** Begin **

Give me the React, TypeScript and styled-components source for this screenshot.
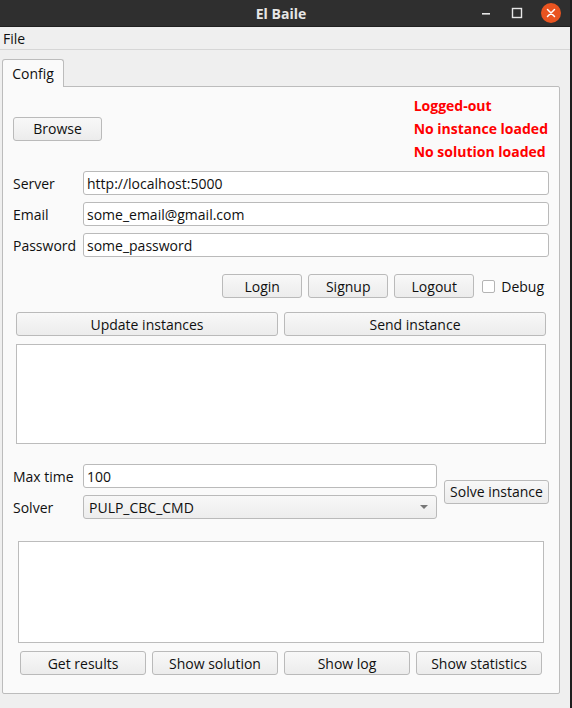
import React from "react";
import styled, { createGlobalStyle } from "styled-components";

const Global = createGlobalStyle`
  html, body { margin: 0; padding: 0; background: #1e1e1e; }
  body { width: 572px; height: 708px; overflow: hidden; }
  * { box-sizing: border-box; }
`;

const FONT = `"Open Sans", "Noto Sans", "DejaVu Sans", sans-serif`;

const Window = styled.div`
  width: 570px;
  height: 708px;
  background: #efefef;
  display: flex;
  flex-direction: column;
  font-family: ${FONT};
  font-size: 14px;
  color: #101010;
`;

const TitleBar = styled.div`
  height: 27px;
  background: #2f2f2f;
  display: flex;
  align-items: center;
  justify-content: center;
  position: relative;
  border-bottom: 1px solid #202020;
`;

const Title = styled.div`
  color: #e6e6e6;
  font-weight: 700;
  font-size: 14px;
  margin-right: 8px;
`;

const WinControls = styled.div`
  position: absolute;
  right: 9px;
  top: 0;
  height: 26px;
  display: flex;
  align-items: center;
  gap: 17px;
`;

const CtlBox = styled.div`
  width: 14px;
  height: 14px;
  display: flex;
  align-items: center;
  justify-content: center;
`;

const CloseCircle = styled.div`
  width: 20px;
  height: 20px;
  border-radius: 50%;
  background: #e95420;
  display: flex;
  align-items: center;
  justify-content: center;
`;

const MenuBar = styled.div`
  height: 23px;
  display: flex;
  align-items: center;
  padding-left: 3px;
  border-bottom: 1px solid #d6d6d6;
`;

const MenuItem = styled.span`
  font-size: 14px;
`;

const TabArea = styled.div`
  padding: 9px 10px 0 2px;
  display: flex;
  flex-direction: column;
`;

const TabRow = styled.div`
  display: flex;
  height: 28px;
  margin-bottom: -1px;
  position: relative;
  z-index: 1;
`;

const Tab = styled.div`
  width: 62px;
  height: 28px;
  border: 1px solid #bcbcbc;
  border-bottom: none;
  border-radius: 3px 3px 0 0;
  background: #fafafa;
  display: flex;
  align-items: center;
  justify-content: center;
  font-size: 14px;
`;

const Panel = styled.div`
  height: 608px;
  border: 1px solid #bcbcbc;
  background: #fafafa;
  border-radius: 0 2px 2px 2px;
  padding: 0 10px;
  display: flex;
  flex-direction: column;
`;

const TopRow = styled.div`
  display: flex;
  justify-content: space-between;
  align-items: center;
  height: 75px;
  padding-top: 8px;
`;

const Status = styled.div`
  display: flex;
  flex-direction: column;
  align-items: flex-start;
  gap: 4px;
  padding-right: 1px;
`;

const StatusText = styled.div`
  color: #ff0000;
  font-weight: 700;
  font-size: 14px;
  line-height: 19px;
`;

const Button = styled.button<{ $w?: number }>`
  font-family: ${FONT};
  font-size: 14px;
  color: #101010;
  height: 24px;
  padding: 0 4px;
  border: 1px solid #bababa;
  border-radius: 3px;
  background: linear-gradient(#f8f8f8, #ececec);
  display: flex;
  align-items: center;
  justify-content: center;
  white-space: nowrap;
  width: ${(p) => (p.$w ? `${p.$w}px` : "auto")};
  flex: ${(p) => (p.$w ? "none" : "1 1 0")};
`;

const Form = styled.div`
  display: grid;
  grid-template-columns: 70px 1fr;
  row-gap: 7px;
  align-items: center;
  margin-top: 9px;
`;

const Label = styled.div`
  font-size: 14px;
`;

const Input = styled.div`
  height: 24px;
  border: 1px solid #bababa;
  border-radius: 3px;
  background: #ffffff;
  display: flex;
  align-items: center;
  padding-left: 3px;
  font-size: 14px;
`;

const AuthRow = styled.div`
  display: flex;
  justify-content: flex-end;
  align-items: center;
  gap: 6px;
  margin-top: 17px;
  padding-right: 5px;
`;

const Check = styled.label`
  display: flex;
  align-items: center;
  gap: 6px;
  margin-left: 2px;
`;

const Box = styled.span`
  width: 13px;
  height: 13px;
  border: 1px solid #b4b4b4;
  border-radius: 2px;
  background: #ffffff;
`;

const Group = styled.div<{ $inset: number; $top: number }>`
  display: flex;
  flex-direction: column;
  margin: ${(p) => p.$top}px ${(p) => p.$inset}px 0;
`;

const ButtonRow = styled.div<{ $top?: number; $pad?: number }>`
  display: flex;
  gap: 6px;
  margin-top: ${(p) => p.$top ?? 0}px;
  padding: 0 ${(p) => p.$pad ?? 0}px;
`;

const ListBox = styled.div<{ $h: number; $top?: number }>`
  height: ${(p) => p.$h}px;
  margin-top: ${(p) => p.$top ?? 0}px;
  border: 1px solid #bcbcbc;
  background: #ffffff;
`;

const SolveSection = styled.div`
  display: flex;
  align-items: center;
  gap: 7px;
  margin-top: 20px;
`;

const SolveForm = styled.div`
  flex: 1;
  display: grid;
  grid-template-columns: 70px 1fr;
  row-gap: 7px;
  align-items: center;
`;

const Combo = styled(Input)`
  background: linear-gradient(#f8f8f8, #ededed);
  justify-content: space-between;
  padding-right: 8px;
  padding-left: 5px;
`;

const Arrow = styled.span`
  width: 0;
  height: 0;
  border-left: 4px solid transparent;
  border-right: 4px solid transparent;
  border-top: 4px solid #777;
`;

export default function App() {
  return (
    <>
      <Global />
      <Window>
        <TitleBar>
          <Title>El Baile</Title>
          <WinControls>
            <CtlBox>
              <svg width="12" height="14" viewBox="0 0 12 14">
                <rect x="2" y="7" width="8" height="1.6" fill="#e6e6e6" />
              </svg>
            </CtlBox>
            <CtlBox>
              <svg width="12" height="12" viewBox="0 0 12 12">
                <rect x="1.5" y="1.5" width="9" height="9" fill="none" stroke="#e6e6e6" strokeWidth="1.4" />
              </svg>
            </CtlBox>
            <CloseCircle>
              <svg width="10" height="10" viewBox="0 0 10 10">
                <path d="M1.5 1.5 L8.5 8.5 M8.5 1.5 L1.5 8.5" stroke="#ffffff" strokeWidth="1.5" strokeLinecap="round" />
              </svg>
            </CloseCircle>
          </WinControls>
        </TitleBar>
        <MenuBar>
          <MenuItem>File</MenuItem>
        </MenuBar>
        <TabArea>
          <TabRow>
            <Tab>Config</Tab>
          </TabRow>
          <Panel>
            <TopRow>
              <Button $w={89}>Browse</Button>
              <Status>
                <StatusText>Logged-out</StatusText>
                <StatusText>No instance loaded</StatusText>
                <StatusText>No solution loaded</StatusText>
              </Status>
            </TopRow>
            <Form>
              <Label>Server</Label>
              <Input>http://localhost:5000</Input>
              <Label>Email</Label>
              <Input>some_email@gmail.com</Input>
              <Label>Password</Label>
              <Input>some_password</Input>
            </Form>
            <AuthRow>
              <Button $w={80}>Login</Button>
              <Button $w={80}>Signup</Button>
              <Button $w={80}>Logout</Button>
              <Check>
                <Box />
                Debug
              </Check>
            </AuthRow>
            <Group $inset={3} $top={14}>
              <ButtonRow>
                <Button>Update instances</Button>
                <Button>Send instance</Button>
              </ButtonRow>
              <ListBox $h={100} $top={8} />
            </Group>
            <SolveSection>
              <SolveForm>
                <Label>Max time</Label>
                <Input>100</Input>
                <Label>Solver</Label>
                <Combo>
                  PULP_CBC_CMD
                  <Arrow />
                </Combo>
              </SolveForm>
              <Button $w={105}>Solve instance</Button>
            </SolveSection>
            <Group $inset={5} $top={22}>
              <ListBox $h={102} />
              <ButtonRow $top={8} $pad={2}>
                <Button>Get results</Button>
                <Button>Show solution</Button>
                <Button>Show log</Button>
                <Button>Show statistics</Button>
              </ButtonRow>
            </Group>
          </Panel>
        </TabArea>
      </Window>
    </>
  );
}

** End **

(DIRECTIONS FOR THIS TASK): Write the material out again exactly as it appears, dropping the pictures.

(REPLY TO THE EXERCISE):
Give me the React, TypeScript and styled-components source for this screenshot.
import React from "react";
import styled, { createGlobalStyle } from "styled-components";

const Global = createGlobalStyle`
  html, body { margin: 0; padding: 0; background: #1e1e1e; }
  body { width: 572px; height: 708px; overflow: hidden; }
  * { box-sizing: border-box; }
`;

const FONT = `"Open Sans", "Noto Sans", "DejaVu Sans", sans-serif`;

const Window = styled.div`
  width: 570px;
  height: 708px;
  background: #efefef;
  display: flex;
  flex-direction: column;
  font-family: ${FONT};
  font-size: 14px;
  color: #101010;
`;

const TitleBar = styled.div`
  height: 27px;
  background: #2f2f2f;
  display: flex;
  align-items: center;
  justify-content: center;
  position: relative;
  border-bottom: 1px solid #202020;
`;

const Title = styled.div`
  color: #e6e6e6;
  font-weight: 700;
  font-size: 14px;
  margin-right: 8px;
`;

const WinControls = styled.div`
  position: absolute;
  right: 9px;
  top: 0;
  height: 26px;
  display: flex;
  align-items: center;
  gap: 17px;
`;

const CtlBox = styled.div`
  width: 14px;
  height: 14px;
  display: flex;
  align-items: center;
  justify-content: center;
`;

const CloseCircle = styled.div`
  width: 20px;
  height: 20px;
  border-radius: 50%;
  background: #e95420;
  display: flex;
  align-items: center;
  justify-content: center;
`;

const MenuBar = styled.div`
  height: 23px;
  display: flex;
  align-items: center;
  padding-left: 3px;
  border-bottom: 1px solid #d6d6d6;
`;

const MenuItem = styled.span`
  font-size: 14px;
`;

const TabArea = styled.div`
  padding: 9px 10px 0 2px;
  display: flex;
  flex-direction: column;
`;

const TabRow = styled.div`
  display: flex;
  height: 28px;
  margin-bottom: -1px;
  position: relative;
  z-index: 1;
`;

const Tab = styled.div`
  width: 62px;
  height: 28px;
  border: 1px solid #bcbcbc;
  border-bottom: none;
  border-radius: 3px 3px 0 0;
  background: #fafafa;
  display: flex;
  align-items: center;
  justify-content: center;
  font-size: 14px;
`;

const Panel = styled.div`
  height: 608px;
  border: 1px solid #bcbcbc;
  background: #fafafa;
  border-radius: 0 2px 2px 2px;
  padding: 0 10px;
  display: flex;
  flex-direction: column;
`;

const TopRow = styled.div`
  display: flex;
  justify-content: space-between;
  align-items: center;
  height: 75px;
  padding-top: 8px;
`;

const Status = styled.div`
  display: flex;
  flex-direction: column;
  align-items: flex-start;
  gap: 4px;
  padding-right: 1px;
`;

const StatusText = styled.div`
  color: #ff0000;
  font-weight: 700;
  font-size: 14px;
  line-height: 19px;
`;

const Button = styled.button<{ $w?: number }>`
  font-family: ${FONT};
  font-size: 14px;
  color: #101010;
  height: 24px;
  padding: 0 4px;
  border: 1px solid #bababa;
  border-radius: 3px;
  background: linear-gradient(#f8f8f8, #ececec);
  display: flex;
  align-items: center;
  justify-content: center;
  white-space: nowrap;
  width: ${(p) => (p.$w ? `${p.$w}px` : "auto")};
  flex: ${(p) => (p.$w ? "none" : "1 1 0")};
`;

const Form = styled.div`
  display: grid;
  grid-template-columns: 70px 1fr;
  row-gap: 7px;
  align-items: center;
  margin-top: 9px;
`;

const Label = styled.div`
  font-size: 14px;
`;

const Input = styled.div`
  height: 24px;
  border: 1px solid #bababa;
  border-radius: 3px;
  background: #ffffff;
  display: flex;
  align-items: center;
  padding-left: 3px;
  font-size: 14px;
`;

const AuthRow = styled.div`
  display: flex;
  justify-content: flex-end;
  align-items: center;
  gap: 6px;
  margin-top: 17px;
  padding-right: 5px;
`;

const Check = styled.label`
  display: flex;
  align-items: center;
  gap: 6px;
  margin-left: 2px;
`;

const Box = styled.span`
  width: 13px;
  height: 13px;
  border: 1px solid #b4b4b4;
  border-radius: 2px;
  background: #ffffff;
`;

const Group = styled.div<{ $inset: number; $top: number }>`
  display: flex;
  flex-direction: column;
  margin: ${(p) => p.$top}px ${(p) => p.$inset}px 0;
`;

const ButtonRow = styled.div<{ $top?: number; $pad?: number }>`
  display: flex;
  gap: 6px;
  margin-top: ${(p) => p.$top ?? 0}px;
  padding: 0 ${(p) => p.$pad ?? 0}px;
`;

const ListBox = styled.div<{ $h: number; $top?: number }>`
  height: ${(p) => p.$h}px;
  margin-top: ${(p) => p.$top ?? 0}px;
  border: 1px solid #bcbcbc;
  background: #ffffff;
`;

const SolveSection = styled.div`
  display: flex;
  align-items: center;
  gap: 7px;
  margin-top: 20px;
`;

const SolveForm = styled.div`
  flex: 1;
  display: grid;
  grid-template-columns: 70px 1fr;
  row-gap: 7px;
  align-items: center;
`;

const Combo = styled(Input)`
  background: linear-gradient(#f8f8f8, #ededed);
  justify-content: space-between;
  padding-right: 8px;
  padding-left: 5px;
`;

const Arrow = styled.span`
  width: 0;
  height: 0;
  border-left: 4px solid transparent;
  border-right: 4px solid transparent;
  border-top: 4px solid #777;
`;

export default function App() {
  return (
    <>
      <Global />
      <Window>
        <TitleBar>
          <Title>El Baile</Title>
          <WinControls>
            <CtlBox>
              <svg width="12" height="14" viewBox="0 0 12 14">
                <rect x="2" y="7" width="8" height="1.6" fill="#e6e6e6" />
              </svg>
            </CtlBox>
            <CtlBox>
              <svg width="12" height="12" viewBox="0 0 12 12">
                <rect x="1.5" y="1.5" width="9" height="9" fill="none" stroke="#e6e6e6" strokeWidth="1.4" />
              </svg>
            </CtlBox>
            <CloseCircle>
              <svg width="10" height="10" viewBox="0 0 10 10">
                <path d="M1.5 1.5 L8.5 8.5 M8.5 1.5 L1.5 8.5" stroke="#ffffff" strokeWidth="1.5" strokeLinecap="round" />
              </svg>
            </CloseCircle>
          </WinControls>
        </TitleBar>
        <MenuBar>
          <MenuItem>File</MenuItem>
        </MenuBar>
        <TabArea>
          <TabRow>
            <Tab>Config</Tab>
          </TabRow>
          <Panel>
            <TopRow>
              <Button $w={89}>Browse</Button>
              <Status>
                <StatusText>Logged-out</StatusText>
                <StatusText>No instance loaded</StatusText>
                <StatusText>No solution loaded</StatusText>
              </Status>
            </TopRow>
            <Form>
              <Label>Server</Label>
              <Input>http://localhost:5000</Input>
              <Label>Email</Label>
              <Input>some_email@gmail.com</Input>
              <Label>Password</Label>
              <Input>some_password</Input>
            </Form>
            <AuthRow>
              <Button $w={80}>Login</Button>
              <Button $w={80}>Signup</Button>
              <Button $w={80}>Logout</Button>
              <Check>
                <Box />
                Debug
              </Check>
            </AuthRow>
            <Group $inset={3} $top={14}>
              <ButtonRow>
                <Button>Update instances</Button>
                <Button>Send instance</Button>
              </ButtonRow>
              <ListBox $h={100} $top={8} />
            </Group>
            <SolveSection>
              <SolveForm>
                <Label>Max time</Label>
                <Input>100</Input>
                <Label>Solver</Label>
                <Combo>
                  PULP_CBC_CMD
                  <Arrow />
                </Combo>
              </SolveForm>
              <Button $w={105}>Solve instance</Button>
            </SolveSection>
            <Group $inset={5} $top={22}>
              <ListBox $h={102} />
              <ButtonRow $top={8} $pad={2}>
                <Button>Get results</Button>
                <Button>Show solution</Button>
                <Button>Show log</Button>
                <Button>Show statistics</Button>
              </ButtonRow>
            </Group>
          </Panel>
        </TabArea>
      </Window>
    </>
  );
}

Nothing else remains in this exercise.